Word for word, copy all the data and drop the pictures.

---------- Input for this task ----------

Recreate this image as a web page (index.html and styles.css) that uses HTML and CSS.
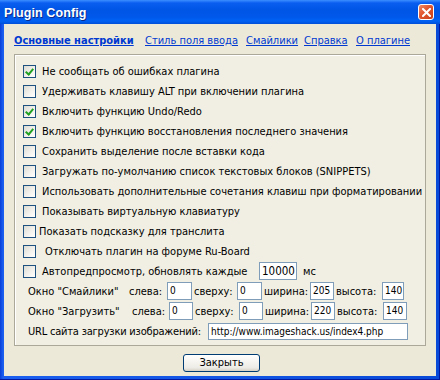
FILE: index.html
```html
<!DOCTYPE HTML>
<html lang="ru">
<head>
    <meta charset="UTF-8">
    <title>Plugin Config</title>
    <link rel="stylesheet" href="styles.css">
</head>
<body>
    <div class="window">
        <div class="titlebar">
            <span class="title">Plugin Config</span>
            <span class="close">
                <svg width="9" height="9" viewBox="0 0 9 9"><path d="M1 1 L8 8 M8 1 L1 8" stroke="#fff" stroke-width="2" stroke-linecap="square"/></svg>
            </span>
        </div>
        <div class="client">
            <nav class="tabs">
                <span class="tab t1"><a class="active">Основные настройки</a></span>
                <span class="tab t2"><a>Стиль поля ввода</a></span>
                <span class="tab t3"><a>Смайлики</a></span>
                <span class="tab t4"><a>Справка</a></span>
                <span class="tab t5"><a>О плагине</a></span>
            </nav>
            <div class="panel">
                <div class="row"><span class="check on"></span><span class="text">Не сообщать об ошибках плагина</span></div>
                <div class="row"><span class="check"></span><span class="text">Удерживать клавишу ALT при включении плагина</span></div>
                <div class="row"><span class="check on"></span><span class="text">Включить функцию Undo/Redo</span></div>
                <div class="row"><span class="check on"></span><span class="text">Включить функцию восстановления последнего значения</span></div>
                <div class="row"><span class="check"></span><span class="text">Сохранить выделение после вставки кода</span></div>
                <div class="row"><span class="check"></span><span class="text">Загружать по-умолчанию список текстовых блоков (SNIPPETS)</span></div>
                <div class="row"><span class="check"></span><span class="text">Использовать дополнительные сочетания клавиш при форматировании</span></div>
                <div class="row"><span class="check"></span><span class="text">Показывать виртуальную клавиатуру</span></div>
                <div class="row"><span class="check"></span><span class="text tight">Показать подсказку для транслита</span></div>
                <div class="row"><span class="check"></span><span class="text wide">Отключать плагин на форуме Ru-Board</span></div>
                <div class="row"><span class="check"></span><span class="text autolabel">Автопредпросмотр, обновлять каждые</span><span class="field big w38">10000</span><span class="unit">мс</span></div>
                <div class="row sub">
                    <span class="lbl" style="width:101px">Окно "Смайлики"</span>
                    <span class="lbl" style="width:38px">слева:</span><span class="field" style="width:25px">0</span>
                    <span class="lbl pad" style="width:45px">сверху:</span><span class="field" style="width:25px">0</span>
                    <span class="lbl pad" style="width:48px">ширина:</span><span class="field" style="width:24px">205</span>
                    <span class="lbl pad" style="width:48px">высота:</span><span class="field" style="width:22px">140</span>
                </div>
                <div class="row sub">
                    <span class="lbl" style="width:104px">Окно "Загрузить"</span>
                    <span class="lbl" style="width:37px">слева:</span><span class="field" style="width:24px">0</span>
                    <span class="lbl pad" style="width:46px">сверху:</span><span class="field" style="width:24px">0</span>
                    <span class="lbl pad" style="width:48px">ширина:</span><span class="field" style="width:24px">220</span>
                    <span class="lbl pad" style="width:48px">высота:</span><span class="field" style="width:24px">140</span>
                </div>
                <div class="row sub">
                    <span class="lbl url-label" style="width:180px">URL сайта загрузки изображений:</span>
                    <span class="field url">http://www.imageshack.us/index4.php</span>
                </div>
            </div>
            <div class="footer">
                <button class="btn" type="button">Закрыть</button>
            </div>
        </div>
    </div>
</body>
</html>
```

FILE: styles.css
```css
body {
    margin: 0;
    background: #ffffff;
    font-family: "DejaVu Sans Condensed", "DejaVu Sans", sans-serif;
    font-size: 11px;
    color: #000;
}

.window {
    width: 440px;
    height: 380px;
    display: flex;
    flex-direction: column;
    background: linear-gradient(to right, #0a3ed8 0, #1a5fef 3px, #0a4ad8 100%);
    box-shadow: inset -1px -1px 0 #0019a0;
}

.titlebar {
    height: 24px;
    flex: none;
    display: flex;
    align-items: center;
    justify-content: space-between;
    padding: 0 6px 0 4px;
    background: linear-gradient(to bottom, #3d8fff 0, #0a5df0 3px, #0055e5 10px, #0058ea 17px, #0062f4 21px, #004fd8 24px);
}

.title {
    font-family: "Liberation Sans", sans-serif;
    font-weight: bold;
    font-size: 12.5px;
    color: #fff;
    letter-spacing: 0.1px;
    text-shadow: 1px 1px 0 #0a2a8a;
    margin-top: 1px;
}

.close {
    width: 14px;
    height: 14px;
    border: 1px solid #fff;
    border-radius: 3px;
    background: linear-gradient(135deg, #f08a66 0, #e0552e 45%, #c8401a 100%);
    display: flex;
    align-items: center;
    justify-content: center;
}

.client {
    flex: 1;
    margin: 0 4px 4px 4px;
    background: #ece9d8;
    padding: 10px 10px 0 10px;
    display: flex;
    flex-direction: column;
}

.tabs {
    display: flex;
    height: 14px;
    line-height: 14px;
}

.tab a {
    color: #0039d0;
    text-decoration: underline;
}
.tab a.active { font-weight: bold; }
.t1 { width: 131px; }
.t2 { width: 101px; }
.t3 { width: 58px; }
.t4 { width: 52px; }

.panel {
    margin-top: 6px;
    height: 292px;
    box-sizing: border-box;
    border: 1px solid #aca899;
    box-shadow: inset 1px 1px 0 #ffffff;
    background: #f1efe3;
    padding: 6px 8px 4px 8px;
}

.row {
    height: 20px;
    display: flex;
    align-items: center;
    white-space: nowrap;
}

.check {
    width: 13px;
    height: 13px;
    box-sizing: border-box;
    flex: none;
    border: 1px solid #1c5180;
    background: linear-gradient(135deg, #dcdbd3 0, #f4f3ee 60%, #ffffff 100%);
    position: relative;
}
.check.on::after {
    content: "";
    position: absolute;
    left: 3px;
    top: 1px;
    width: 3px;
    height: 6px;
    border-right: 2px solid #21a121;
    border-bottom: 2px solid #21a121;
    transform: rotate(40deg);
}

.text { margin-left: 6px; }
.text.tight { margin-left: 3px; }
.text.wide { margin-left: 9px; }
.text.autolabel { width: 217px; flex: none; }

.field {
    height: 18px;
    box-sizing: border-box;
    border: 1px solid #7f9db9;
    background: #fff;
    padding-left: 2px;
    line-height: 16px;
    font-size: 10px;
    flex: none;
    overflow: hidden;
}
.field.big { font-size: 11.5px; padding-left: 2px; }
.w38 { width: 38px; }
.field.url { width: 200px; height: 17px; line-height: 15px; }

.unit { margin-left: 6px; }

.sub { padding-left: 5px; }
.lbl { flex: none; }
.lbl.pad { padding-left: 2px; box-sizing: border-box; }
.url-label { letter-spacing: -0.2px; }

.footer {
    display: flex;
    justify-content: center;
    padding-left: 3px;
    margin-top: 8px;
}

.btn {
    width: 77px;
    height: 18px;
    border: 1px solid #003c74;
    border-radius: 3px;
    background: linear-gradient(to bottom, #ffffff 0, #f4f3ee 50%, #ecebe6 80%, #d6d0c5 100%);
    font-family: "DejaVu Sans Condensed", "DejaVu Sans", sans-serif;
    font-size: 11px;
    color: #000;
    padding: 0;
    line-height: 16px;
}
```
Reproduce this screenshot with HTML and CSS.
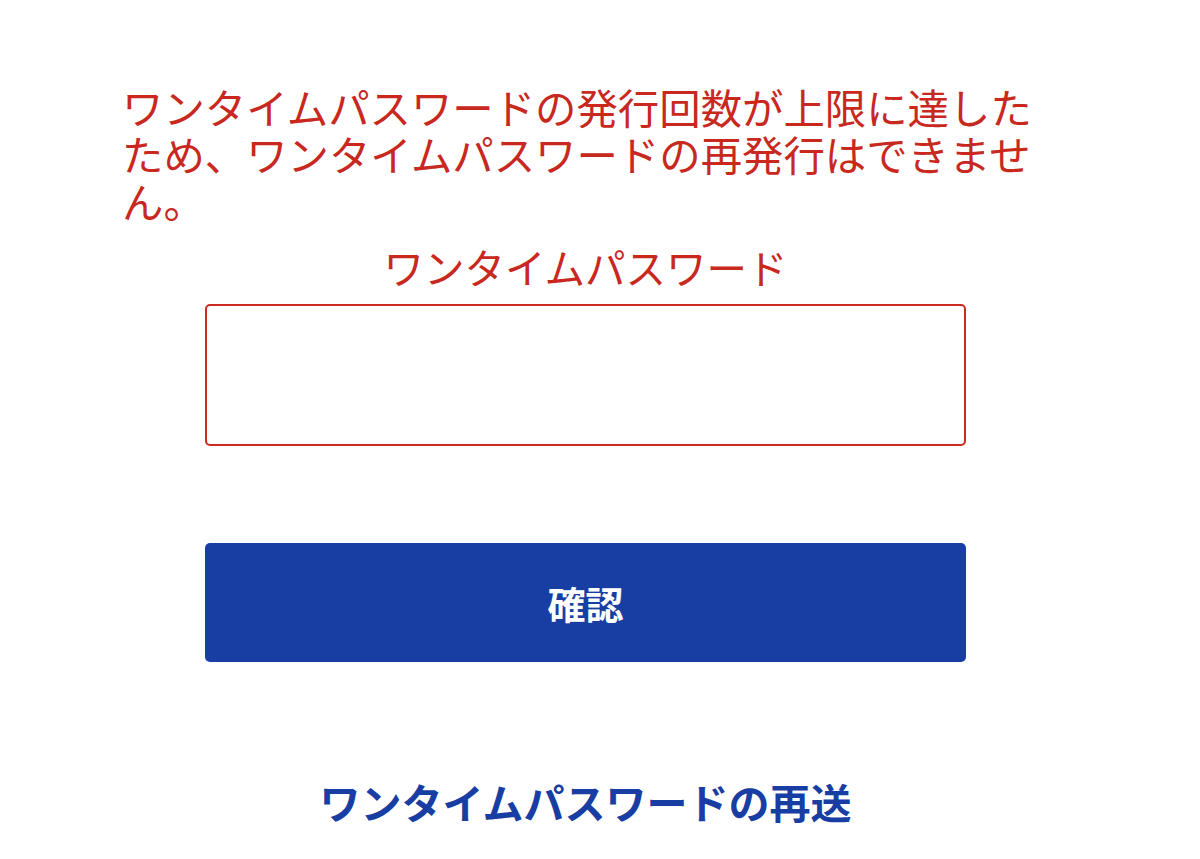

----------

## Solution to the problem
Recreate this image as a web page (index.html and styles.css) that uses HTML and CSS.
FILE: index.html
```html
<!DOCTYPE HTML>
<html lang="ru">
<head>
    <meta charset="UTF-8">
    <title>Plugin Config</title>
    <link rel="stylesheet" href="styles.css">
</head>
<body>
    <div class="window">
        <div class="titlebar">
            <span class="title">Plugin Config</span>
            <span class="close">
                <svg width="9" height="9" viewBox="0 0 9 9"><path d="M1 1 L8 8 M8 1 L1 8" stroke="#fff" stroke-width="2" stroke-linecap="square"/></svg>
            </span>
        </div>
        <div class="client">
            <nav class="tabs">
                <span class="tab t1"><a class="active">Основные настройки</a></span>
                <span class="tab t2"><a>Стиль поля ввода</a></span>
                <span class="tab t3"><a>Смайлики</a></span>
                <span class="tab t4"><a>Справка</a></span>
                <span class="tab t5"><a>О плагине</a></span>
            </nav>
            <div class="panel">
                <div class="row"><span class="check on"></span><span class="text">Не сообщать об ошибках плагина</span></div>
                <div class="row"><span class="check"></span><span class="text">Удерживать клавишу ALT при включении плагина</span></div>
                <div class="row"><span class="check on"></span><span class="text">Включить функцию Undo/Redo</span></div>
                <div class="row"><span class="check on"></span><span class="text">Включить функцию восстановления последнего значения</span></div>
                <div class="row"><span class="check"></span><span class="text">Сохранить выделение после вставки кода</span></div>
                <div class="row"><span class="check"></span><span class="text">Загружать по-умолчанию список текстовых блоков (SNIPPETS)</span></div>
                <div class="row"><span class="check"></span><span class="text">Использовать дополнительные сочетания клавиш при форматировании</span></div>
                <div class="row"><span class="check"></span><span class="text">Показывать виртуальную клавиатуру</span></div>
                <div class="row"><span class="check"></span><span class="text tight">Показать подсказку для транслита</span></div>
                <div class="row"><span class="check"></span><span class="text wide">Отключать плагин на форуме Ru-Board</span></div>
                <div class="row"><span class="check"></span><span class="text autolabel">Автопредпросмотр, обновлять каждые</span><span class="field big w38">10000</span><span class="unit">мс</span></div>
                <div class="row sub">
                    <span class="lbl" style="width:101px">Окно "Смайлики"</span>
                    <span class="lbl" style="width:38px">слева:</span><span class="field" style="width:25px">0</span>
                    <span class="lbl pad" style="width:45px">сверху:</span><span class="field" style="width:25px">0</span>
                    <span class="lbl pad" style="width:48px">ширина:</span><span class="field" style="width:24px">205</span>
                    <span class="lbl pad" style="width:48px">высота:</span><span class="field" style="width:22px">140</span>
                </div>
                <div class="row sub">
                    <span class="lbl" style="width:104px">Окно "Загрузить"</span>
                    <span class="lbl" style="width:37px">слева:</span><span class="field" style="width:24px">0</span>
                    <span class="lbl pad" style="width:46px">сверху:</span><span class="field" style="width:24px">0</span>
                    <span class="lbl pad" style="width:48px">ширина:</span><span class="field" style="width:24px">220</span>
                    <span class="lbl pad" style="width:48px">высота:</span><span class="field" style="width:24px">140</span>
                </div>
                <div class="row sub">
                    <span class="lbl url-label" style="width:180px">URL сайта загрузки изображений:</span>
                    <span class="field url">http://www.imageshack.us/index4.php</span>
                </div>
            </div>
            <div class="footer">
                <button class="btn" type="button">Закрыть</button>
            </div>
        </div>
    </div>
</body>
</html>
```

FILE: styles.css
```css
body {
    margin: 0;
    background: #ffffff;
    font-family: "DejaVu Sans Condensed", "DejaVu Sans", sans-serif;
    font-size: 11px;
    color: #000;
}

.window {
    width: 440px;
    height: 380px;
    display: flex;
    flex-direction: column;
    background: linear-gradient(to right, #0a3ed8 0, #1a5fef 3px, #0a4ad8 100%);
    box-shadow: inset -1px -1px 0 #0019a0;
}

.titlebar {
    height: 24px;
    flex: none;
    display: flex;
    align-items: center;
    justify-content: space-between;
    padding: 0 6px 0 4px;
    background: linear-gradient(to bottom, #3d8fff 0, #0a5df0 3px, #0055e5 10px, #0058ea 17px, #0062f4 21px, #004fd8 24px);
}

.title {
    font-family: "Liberation Sans", sans-serif;
    font-weight: bold;
    font-size: 12.5px;
    color: #fff;
    letter-spacing: 0.1px;
    text-shadow: 1px 1px 0 #0a2a8a;
    margin-top: 1px;
}

.close {
    width: 14px;
    height: 14px;
    border: 1px solid #fff;
    border-radius: 3px;
    background: linear-gradient(135deg, #f08a66 0, #e0552e 45%, #c8401a 100%);
    display: flex;
    align-items: center;
    justify-content: center;
}

.client {
    flex: 1;
    margin: 0 4px 4px 4px;
    background: #ece9d8;
    padding: 10px 10px 0 10px;
    display: flex;
    flex-direction: column;
}

.tabs {
    display: flex;
    height: 14px;
    line-height: 14px;
}

.tab a {
    color: #0039d0;
    text-decoration: underline;
}
.tab a.active { font-weight: bold; }
.t1 { width: 131px; }
.t2 { width: 101px; }
.t3 { width: 58px; }
.t4 { width: 52px; }

.panel {
    margin-top: 6px;
    height: 292px;
    box-sizing: border-box;
    border: 1px solid #aca899;
    box-shadow: inset 1px 1px 0 #ffffff;
    background: #f1efe3;
    padding: 6px 8px 4px 8px;
}

.row {
    height: 20px;
    display: flex;
    align-items: center;
    white-space: nowrap;
}

.check {
    width: 13px;
    height: 13px;
    box-sizing: border-box;
    flex: none;
    border: 1px solid #1c5180;
    background: linear-gradient(135deg, #dcdbd3 0, #f4f3ee 60%, #ffffff 100%);
    position: relative;
}
.check.on::after {
    content: "";
    position: absolute;
    left: 3px;
    top: 1px;
    width: 3px;
    height: 6px;
    border-right: 2px solid #21a121;
    border-bottom: 2px solid #21a121;
    transform: rotate(40deg);
}

.text { margin-left: 6px; }
.text.tight { margin-left: 3px; }
.text.wide { margin-left: 9px; }
.text.autolabel { width: 217px; flex: none; }

.field {
    height: 18px;
    box-sizing: border-box;
    border: 1px solid #7f9db9;
    background: #fff;
    padding-left: 2px;
    line-height: 16px;
    font-size: 10px;
    flex: none;
    overflow: hidden;
}
.field.big { font-size: 11.5px; padding-left: 2px; }
.w38 { width: 38px; }
.field.url { width: 200px; height: 17px; line-height: 15px; }

.unit { margin-left: 6px; }

.sub { padding-left: 5px; }
.lbl { flex: none; }
.lbl.pad { padding-left: 2px; box-sizing: border-box; }
.url-label { letter-spacing: -0.2px; }

.footer {
    display: flex;
    justify-content: center;
    padding-left: 3px;
    margin-top: 8px;
}

.btn {
    width: 77px;
    height: 18px;
    border: 1px solid #003c74;
    border-radius: 3px;
    background: linear-gradient(to bottom, #ffffff 0, #f4f3ee 50%, #ecebe6 80%, #d6d0c5 100%);
    font-family: "DejaVu Sans Condensed", "DejaVu Sans", sans-serif;
    font-size: 11px;
    color: #000;
    padding: 0;
    line-height: 16px;
}
```
Reproduce this screenshot with HTML and CSS.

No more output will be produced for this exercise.